- _What is required_
Find the lines of data that contain the string "components", then list them.

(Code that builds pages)
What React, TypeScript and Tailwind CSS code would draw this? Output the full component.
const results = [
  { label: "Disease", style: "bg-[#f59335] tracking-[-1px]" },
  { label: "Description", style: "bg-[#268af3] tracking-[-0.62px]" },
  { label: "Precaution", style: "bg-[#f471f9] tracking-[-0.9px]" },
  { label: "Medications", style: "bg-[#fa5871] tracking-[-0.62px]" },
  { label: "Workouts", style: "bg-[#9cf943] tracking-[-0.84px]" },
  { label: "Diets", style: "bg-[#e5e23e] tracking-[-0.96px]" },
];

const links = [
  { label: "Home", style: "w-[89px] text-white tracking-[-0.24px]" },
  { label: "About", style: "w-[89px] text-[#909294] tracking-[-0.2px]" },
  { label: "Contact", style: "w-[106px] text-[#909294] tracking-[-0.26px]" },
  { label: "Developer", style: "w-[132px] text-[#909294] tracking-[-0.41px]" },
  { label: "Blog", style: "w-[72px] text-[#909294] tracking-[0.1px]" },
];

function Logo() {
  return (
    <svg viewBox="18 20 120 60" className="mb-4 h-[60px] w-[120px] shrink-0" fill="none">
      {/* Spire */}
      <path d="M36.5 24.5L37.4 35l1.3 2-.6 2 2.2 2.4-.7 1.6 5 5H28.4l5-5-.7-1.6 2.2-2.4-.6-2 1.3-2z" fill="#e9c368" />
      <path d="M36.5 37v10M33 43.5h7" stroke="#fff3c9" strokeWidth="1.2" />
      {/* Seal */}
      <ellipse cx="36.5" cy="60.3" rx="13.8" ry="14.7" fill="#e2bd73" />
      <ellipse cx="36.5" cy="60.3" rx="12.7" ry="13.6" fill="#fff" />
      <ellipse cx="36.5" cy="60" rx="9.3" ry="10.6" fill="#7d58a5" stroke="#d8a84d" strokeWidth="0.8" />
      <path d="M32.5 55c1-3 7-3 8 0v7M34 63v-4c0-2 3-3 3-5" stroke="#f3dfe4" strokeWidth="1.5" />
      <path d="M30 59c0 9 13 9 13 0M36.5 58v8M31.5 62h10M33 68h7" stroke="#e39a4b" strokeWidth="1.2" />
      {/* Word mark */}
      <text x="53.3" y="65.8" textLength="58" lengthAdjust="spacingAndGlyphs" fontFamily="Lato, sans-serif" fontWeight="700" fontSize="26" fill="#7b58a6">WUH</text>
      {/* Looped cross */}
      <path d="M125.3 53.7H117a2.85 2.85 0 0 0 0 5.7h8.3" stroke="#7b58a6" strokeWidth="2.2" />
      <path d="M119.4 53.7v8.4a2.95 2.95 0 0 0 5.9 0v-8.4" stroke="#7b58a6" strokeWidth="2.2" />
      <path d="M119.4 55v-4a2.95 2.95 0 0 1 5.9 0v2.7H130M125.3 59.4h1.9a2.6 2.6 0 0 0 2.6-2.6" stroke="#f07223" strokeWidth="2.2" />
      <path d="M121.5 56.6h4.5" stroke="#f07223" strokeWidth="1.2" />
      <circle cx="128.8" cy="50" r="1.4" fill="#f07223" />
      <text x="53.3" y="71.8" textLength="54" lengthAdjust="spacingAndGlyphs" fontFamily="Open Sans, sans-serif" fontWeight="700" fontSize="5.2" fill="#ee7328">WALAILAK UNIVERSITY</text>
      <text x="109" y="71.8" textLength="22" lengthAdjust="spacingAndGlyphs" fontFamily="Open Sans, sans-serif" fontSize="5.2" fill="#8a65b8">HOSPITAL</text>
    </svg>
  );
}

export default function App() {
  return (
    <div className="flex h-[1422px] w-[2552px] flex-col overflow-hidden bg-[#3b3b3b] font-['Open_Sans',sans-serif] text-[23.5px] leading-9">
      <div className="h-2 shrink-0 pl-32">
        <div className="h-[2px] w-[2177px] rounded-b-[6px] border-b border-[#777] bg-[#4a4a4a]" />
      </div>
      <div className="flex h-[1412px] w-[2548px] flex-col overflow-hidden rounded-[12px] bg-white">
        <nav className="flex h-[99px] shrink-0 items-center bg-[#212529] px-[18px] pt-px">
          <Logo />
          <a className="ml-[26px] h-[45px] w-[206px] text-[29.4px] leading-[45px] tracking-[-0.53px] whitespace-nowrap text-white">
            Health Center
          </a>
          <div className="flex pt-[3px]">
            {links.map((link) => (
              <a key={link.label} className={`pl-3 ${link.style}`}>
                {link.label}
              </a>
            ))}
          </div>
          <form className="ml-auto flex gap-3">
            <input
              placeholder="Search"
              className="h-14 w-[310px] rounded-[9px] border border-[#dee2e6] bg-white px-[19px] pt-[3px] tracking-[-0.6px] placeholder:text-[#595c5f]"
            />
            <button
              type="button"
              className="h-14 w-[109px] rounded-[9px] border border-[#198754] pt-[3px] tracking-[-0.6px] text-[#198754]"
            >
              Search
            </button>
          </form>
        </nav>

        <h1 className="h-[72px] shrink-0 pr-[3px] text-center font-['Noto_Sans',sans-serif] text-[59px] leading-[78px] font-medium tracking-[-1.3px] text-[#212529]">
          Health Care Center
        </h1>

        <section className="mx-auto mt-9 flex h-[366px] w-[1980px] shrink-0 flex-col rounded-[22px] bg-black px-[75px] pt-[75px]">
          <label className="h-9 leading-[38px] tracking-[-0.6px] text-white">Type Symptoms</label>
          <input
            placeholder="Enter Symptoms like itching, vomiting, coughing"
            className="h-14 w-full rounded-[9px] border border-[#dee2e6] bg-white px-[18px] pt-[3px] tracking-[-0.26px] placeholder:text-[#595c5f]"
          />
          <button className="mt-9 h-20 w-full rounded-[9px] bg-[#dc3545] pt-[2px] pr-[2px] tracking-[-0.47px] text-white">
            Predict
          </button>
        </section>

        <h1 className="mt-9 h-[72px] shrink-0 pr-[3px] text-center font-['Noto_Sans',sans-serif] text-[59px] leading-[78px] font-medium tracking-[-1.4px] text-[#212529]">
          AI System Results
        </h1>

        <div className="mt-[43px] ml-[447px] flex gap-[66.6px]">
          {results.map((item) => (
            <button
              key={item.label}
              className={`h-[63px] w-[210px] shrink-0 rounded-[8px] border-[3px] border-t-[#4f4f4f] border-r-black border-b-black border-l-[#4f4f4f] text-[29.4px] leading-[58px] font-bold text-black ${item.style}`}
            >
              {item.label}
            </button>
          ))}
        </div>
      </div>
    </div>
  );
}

==

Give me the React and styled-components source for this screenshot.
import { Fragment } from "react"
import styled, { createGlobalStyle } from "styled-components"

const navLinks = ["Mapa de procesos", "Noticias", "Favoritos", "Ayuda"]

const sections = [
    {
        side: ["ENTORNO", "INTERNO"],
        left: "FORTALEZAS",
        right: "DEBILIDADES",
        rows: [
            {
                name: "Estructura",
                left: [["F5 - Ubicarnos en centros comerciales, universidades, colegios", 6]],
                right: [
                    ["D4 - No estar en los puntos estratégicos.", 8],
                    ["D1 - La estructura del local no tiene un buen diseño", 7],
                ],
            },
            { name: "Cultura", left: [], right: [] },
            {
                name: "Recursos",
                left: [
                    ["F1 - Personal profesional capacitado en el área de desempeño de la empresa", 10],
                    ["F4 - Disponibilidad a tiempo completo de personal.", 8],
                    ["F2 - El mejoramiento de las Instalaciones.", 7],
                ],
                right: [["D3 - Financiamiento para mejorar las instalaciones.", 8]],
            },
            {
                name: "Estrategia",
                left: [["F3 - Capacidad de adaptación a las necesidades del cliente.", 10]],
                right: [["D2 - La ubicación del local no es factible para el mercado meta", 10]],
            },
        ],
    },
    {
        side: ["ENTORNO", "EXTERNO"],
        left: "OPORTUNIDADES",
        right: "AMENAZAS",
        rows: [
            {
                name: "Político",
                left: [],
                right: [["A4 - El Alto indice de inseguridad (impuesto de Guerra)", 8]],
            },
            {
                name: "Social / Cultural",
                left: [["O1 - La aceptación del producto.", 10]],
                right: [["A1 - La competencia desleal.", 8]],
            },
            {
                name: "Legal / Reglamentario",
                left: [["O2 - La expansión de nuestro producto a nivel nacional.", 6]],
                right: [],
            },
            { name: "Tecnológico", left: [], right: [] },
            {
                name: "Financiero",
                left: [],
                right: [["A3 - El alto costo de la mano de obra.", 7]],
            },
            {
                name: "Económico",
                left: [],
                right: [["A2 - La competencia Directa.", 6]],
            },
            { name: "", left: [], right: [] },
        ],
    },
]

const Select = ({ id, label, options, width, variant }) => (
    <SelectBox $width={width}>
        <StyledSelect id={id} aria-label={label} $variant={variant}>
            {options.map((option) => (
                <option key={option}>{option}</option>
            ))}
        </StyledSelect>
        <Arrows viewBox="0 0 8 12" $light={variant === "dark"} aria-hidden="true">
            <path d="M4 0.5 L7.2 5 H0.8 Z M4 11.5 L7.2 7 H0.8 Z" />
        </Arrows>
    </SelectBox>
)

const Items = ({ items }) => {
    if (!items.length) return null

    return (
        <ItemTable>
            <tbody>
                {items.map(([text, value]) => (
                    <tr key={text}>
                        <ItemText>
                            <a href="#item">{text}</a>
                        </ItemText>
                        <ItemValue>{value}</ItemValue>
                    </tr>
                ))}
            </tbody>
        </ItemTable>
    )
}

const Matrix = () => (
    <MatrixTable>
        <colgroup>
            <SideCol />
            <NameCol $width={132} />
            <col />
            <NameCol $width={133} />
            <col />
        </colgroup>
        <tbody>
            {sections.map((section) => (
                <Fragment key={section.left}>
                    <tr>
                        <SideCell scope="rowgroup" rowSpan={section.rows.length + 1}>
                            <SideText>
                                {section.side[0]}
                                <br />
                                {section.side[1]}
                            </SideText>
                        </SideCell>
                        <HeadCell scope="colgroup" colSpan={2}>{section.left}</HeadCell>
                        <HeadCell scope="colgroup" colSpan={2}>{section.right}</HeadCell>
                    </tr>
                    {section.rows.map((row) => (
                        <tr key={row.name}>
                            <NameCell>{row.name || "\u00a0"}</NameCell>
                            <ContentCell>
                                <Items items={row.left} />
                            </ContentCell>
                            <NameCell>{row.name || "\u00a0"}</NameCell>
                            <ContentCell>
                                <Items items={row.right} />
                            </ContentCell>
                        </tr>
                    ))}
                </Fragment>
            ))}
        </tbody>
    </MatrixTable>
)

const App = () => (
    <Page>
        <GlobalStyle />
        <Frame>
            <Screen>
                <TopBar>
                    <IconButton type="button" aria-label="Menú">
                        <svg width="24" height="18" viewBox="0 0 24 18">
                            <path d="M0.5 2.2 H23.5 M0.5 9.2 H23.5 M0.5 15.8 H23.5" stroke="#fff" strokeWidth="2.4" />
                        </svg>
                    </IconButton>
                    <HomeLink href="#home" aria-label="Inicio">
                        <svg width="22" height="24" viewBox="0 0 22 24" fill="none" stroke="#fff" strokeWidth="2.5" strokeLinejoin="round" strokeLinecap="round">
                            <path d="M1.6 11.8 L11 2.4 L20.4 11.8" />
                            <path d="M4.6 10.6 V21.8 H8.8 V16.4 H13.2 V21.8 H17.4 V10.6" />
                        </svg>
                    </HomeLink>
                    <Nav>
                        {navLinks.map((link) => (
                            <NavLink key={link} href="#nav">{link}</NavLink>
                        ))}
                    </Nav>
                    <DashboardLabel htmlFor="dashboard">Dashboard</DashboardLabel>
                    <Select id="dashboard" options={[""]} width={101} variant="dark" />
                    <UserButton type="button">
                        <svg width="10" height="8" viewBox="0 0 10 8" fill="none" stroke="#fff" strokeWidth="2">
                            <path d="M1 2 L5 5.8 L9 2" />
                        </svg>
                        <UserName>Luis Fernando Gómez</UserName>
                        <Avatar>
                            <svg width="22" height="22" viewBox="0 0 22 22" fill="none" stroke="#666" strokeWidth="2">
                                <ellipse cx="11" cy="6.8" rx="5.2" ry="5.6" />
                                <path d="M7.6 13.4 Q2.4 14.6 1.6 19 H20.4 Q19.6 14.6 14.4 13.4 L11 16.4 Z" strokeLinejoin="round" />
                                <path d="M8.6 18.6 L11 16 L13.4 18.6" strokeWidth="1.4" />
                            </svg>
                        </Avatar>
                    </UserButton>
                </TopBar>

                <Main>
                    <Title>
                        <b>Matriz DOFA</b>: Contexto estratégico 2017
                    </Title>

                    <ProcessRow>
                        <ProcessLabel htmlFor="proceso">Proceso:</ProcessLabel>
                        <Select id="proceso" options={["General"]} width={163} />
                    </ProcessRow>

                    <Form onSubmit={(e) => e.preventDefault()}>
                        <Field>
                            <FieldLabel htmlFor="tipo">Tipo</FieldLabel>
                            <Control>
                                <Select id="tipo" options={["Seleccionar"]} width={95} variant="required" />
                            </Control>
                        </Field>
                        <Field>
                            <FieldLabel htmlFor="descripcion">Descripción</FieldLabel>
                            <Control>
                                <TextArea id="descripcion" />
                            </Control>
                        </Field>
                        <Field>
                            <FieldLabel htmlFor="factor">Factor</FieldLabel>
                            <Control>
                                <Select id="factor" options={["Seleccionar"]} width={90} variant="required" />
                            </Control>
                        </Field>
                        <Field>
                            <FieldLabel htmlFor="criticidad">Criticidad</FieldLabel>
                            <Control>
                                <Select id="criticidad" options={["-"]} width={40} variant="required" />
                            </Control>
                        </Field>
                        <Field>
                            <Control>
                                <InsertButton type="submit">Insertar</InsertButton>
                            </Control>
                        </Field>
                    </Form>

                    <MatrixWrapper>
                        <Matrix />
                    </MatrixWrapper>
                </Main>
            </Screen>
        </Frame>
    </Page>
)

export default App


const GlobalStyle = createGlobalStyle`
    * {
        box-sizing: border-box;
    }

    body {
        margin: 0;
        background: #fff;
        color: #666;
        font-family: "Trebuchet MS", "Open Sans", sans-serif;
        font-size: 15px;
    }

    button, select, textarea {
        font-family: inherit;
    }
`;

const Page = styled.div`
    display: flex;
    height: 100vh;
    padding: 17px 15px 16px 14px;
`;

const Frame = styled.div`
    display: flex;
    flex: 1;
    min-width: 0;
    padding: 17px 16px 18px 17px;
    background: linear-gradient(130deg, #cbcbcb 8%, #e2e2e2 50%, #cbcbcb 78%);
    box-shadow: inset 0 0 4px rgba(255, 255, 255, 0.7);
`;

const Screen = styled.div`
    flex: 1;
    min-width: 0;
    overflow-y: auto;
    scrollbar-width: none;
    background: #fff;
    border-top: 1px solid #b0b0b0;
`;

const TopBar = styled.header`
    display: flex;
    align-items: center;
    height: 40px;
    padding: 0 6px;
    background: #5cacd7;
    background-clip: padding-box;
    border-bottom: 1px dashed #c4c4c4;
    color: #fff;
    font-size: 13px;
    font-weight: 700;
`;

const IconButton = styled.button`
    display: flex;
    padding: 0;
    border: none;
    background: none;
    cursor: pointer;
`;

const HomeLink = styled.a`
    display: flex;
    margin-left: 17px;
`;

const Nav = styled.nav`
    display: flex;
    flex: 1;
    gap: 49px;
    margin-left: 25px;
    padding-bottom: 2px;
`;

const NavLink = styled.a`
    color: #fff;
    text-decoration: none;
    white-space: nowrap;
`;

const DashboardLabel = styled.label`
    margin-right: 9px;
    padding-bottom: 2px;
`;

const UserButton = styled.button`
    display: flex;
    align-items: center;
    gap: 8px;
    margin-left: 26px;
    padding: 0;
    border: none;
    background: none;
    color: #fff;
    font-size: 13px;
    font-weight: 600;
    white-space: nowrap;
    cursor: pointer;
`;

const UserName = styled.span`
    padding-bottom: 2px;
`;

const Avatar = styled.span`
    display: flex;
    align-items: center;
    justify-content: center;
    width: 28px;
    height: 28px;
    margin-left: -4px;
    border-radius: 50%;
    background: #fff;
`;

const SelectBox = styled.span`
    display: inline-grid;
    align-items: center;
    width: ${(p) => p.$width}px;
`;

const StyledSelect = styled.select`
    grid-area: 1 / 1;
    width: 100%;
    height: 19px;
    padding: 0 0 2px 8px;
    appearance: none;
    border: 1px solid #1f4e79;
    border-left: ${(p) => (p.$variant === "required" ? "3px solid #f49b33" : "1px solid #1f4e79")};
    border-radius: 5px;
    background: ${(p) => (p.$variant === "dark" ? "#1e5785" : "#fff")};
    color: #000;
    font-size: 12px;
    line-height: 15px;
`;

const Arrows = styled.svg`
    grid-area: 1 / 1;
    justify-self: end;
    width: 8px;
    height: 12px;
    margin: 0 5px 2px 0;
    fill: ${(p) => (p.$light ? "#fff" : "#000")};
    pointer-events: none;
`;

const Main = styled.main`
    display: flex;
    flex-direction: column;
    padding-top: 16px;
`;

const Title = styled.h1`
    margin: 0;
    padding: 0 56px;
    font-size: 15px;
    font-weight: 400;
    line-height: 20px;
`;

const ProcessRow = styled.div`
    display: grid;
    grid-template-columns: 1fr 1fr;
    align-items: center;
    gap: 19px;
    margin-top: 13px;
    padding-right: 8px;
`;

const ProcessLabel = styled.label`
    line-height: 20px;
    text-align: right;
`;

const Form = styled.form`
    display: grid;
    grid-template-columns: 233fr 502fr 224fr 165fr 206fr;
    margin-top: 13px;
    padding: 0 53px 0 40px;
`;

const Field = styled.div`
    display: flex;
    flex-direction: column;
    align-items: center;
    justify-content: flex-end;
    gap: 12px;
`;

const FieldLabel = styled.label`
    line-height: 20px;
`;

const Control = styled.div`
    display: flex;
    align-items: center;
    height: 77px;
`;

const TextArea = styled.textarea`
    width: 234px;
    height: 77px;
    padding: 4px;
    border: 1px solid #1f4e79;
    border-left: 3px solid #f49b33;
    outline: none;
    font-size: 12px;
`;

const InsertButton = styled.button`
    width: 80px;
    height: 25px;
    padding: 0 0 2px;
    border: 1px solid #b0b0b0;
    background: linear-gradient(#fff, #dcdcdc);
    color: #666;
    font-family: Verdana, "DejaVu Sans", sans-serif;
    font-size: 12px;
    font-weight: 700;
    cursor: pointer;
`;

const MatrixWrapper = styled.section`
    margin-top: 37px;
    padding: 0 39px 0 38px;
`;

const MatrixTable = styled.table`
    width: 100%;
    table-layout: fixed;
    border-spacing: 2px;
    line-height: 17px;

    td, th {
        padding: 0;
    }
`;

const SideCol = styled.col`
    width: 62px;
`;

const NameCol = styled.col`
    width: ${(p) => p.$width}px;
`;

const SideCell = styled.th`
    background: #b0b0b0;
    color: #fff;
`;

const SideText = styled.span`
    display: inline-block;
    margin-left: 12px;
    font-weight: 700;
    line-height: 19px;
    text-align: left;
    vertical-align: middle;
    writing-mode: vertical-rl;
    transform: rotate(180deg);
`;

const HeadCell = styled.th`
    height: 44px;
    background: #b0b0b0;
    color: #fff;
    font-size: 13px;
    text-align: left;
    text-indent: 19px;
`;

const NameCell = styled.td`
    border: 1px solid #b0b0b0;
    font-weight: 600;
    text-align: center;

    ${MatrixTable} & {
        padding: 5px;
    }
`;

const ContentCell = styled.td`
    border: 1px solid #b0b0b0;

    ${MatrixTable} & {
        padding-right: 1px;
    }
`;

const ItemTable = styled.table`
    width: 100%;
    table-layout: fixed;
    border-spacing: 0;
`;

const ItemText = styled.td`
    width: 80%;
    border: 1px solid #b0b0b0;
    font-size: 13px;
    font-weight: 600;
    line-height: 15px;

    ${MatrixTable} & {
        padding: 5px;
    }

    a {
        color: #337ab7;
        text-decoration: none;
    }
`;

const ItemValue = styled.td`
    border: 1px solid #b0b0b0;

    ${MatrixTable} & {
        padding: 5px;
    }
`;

- _Written reply_
Give me the React and styled-components source for this screenshot.
import styled, { createGlobalStyle } from "styled-components"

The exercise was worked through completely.